Set task> In the listing below, locate the lines bearing the word "styles". Copy every one of them.

++++ Provided data

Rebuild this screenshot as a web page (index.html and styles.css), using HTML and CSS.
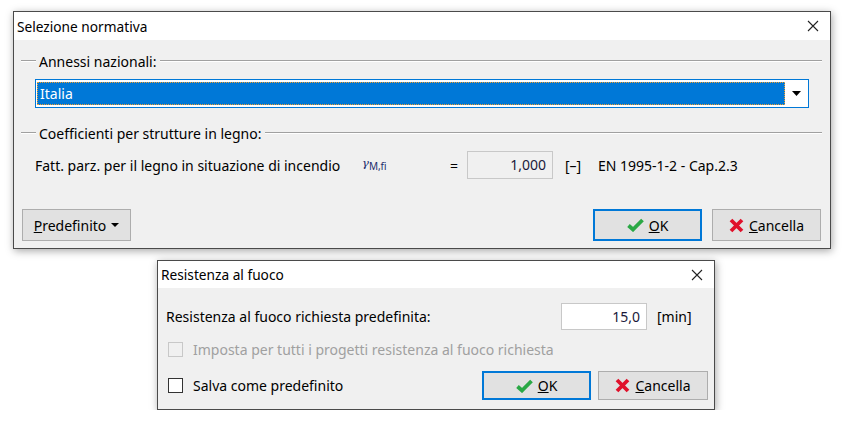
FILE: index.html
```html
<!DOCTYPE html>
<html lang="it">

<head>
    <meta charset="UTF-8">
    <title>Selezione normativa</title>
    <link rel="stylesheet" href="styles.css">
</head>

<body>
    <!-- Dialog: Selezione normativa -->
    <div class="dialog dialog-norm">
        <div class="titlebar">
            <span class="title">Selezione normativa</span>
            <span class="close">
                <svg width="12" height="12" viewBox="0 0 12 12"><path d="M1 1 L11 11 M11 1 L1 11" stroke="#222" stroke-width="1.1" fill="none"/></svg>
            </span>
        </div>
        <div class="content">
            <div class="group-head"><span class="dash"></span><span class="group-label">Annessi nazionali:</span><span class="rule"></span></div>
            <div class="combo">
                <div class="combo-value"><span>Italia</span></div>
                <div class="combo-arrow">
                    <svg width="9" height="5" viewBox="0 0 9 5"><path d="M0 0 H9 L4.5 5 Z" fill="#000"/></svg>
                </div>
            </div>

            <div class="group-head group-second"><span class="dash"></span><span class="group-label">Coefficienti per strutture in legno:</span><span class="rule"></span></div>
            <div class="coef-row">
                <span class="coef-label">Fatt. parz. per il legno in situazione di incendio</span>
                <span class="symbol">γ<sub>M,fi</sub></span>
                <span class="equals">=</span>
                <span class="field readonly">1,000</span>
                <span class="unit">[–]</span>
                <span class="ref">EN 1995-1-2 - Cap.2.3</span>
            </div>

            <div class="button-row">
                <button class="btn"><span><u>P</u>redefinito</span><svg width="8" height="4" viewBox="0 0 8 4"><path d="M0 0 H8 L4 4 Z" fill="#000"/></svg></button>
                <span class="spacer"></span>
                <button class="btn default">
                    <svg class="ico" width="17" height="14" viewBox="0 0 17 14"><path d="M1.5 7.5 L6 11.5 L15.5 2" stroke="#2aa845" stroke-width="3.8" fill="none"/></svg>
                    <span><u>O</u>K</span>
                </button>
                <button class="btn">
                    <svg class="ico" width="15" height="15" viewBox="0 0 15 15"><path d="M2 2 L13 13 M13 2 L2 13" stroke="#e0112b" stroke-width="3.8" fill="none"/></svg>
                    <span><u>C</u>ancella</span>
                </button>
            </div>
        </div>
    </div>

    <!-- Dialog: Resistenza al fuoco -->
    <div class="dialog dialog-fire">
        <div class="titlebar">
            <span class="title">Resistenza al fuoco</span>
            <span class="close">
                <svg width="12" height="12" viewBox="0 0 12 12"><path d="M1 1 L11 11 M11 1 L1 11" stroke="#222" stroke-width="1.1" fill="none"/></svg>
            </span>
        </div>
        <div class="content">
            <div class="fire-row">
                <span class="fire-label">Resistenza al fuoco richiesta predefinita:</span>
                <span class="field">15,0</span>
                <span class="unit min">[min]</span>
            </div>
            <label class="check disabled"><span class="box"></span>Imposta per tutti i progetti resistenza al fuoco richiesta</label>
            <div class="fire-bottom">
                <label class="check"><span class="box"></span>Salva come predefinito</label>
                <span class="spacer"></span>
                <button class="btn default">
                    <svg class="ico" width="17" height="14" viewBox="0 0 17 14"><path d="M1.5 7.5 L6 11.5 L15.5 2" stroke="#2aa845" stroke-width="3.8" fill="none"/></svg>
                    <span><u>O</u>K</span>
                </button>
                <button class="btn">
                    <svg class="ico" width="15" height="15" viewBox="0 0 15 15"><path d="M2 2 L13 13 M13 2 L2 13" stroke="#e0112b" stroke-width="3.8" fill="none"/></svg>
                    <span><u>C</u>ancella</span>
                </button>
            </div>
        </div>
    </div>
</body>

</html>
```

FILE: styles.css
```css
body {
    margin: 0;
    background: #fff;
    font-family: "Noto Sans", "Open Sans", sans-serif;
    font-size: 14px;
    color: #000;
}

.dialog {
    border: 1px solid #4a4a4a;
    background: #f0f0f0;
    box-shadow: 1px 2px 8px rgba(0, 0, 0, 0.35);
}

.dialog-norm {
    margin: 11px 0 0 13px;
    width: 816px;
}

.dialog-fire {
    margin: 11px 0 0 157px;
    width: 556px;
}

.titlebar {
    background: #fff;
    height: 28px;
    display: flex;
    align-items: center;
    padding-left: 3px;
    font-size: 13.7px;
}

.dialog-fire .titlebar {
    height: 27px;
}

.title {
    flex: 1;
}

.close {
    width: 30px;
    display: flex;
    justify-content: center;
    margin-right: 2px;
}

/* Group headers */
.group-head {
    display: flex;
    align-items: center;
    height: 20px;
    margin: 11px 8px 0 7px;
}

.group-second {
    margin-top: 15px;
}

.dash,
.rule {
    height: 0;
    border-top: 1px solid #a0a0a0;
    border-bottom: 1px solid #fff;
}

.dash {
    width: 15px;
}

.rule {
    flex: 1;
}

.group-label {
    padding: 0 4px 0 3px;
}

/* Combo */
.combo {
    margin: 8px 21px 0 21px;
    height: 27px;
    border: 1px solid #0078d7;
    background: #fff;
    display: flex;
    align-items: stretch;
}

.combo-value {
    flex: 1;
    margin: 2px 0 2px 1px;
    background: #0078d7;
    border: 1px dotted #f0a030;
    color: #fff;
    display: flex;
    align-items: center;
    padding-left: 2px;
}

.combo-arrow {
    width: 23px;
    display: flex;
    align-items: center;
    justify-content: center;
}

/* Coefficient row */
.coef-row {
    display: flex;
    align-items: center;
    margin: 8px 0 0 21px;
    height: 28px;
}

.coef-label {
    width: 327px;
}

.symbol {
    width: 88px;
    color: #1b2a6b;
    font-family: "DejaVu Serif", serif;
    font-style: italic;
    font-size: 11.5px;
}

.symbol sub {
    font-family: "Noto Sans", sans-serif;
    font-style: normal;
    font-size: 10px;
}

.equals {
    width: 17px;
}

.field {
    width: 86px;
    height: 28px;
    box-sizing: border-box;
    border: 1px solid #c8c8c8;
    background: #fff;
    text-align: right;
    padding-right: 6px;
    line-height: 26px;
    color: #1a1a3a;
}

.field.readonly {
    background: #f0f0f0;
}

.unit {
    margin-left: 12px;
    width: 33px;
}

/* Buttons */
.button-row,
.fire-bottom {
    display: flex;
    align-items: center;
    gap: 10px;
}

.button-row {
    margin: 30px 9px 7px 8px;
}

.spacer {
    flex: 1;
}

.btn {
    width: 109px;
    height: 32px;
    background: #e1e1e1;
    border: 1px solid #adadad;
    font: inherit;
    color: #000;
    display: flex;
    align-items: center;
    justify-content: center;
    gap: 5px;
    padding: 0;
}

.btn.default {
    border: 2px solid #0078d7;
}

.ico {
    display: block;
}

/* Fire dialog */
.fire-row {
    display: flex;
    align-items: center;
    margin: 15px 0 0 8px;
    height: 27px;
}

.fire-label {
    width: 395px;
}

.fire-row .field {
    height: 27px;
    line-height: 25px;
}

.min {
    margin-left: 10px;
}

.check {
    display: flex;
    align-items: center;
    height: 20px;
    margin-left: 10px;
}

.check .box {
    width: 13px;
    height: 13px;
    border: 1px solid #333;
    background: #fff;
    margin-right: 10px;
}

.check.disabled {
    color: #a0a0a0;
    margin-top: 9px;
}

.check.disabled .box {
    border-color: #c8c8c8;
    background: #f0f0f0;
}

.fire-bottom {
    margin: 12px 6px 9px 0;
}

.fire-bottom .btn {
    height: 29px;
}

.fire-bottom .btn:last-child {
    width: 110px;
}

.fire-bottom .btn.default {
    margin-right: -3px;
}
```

++++++++

Full solution>
Rebuild this screenshot as a web page (index.html and styles.css), using HTML and CSS.
    <link rel="stylesheet" href="styles.css">
FILE: styles.css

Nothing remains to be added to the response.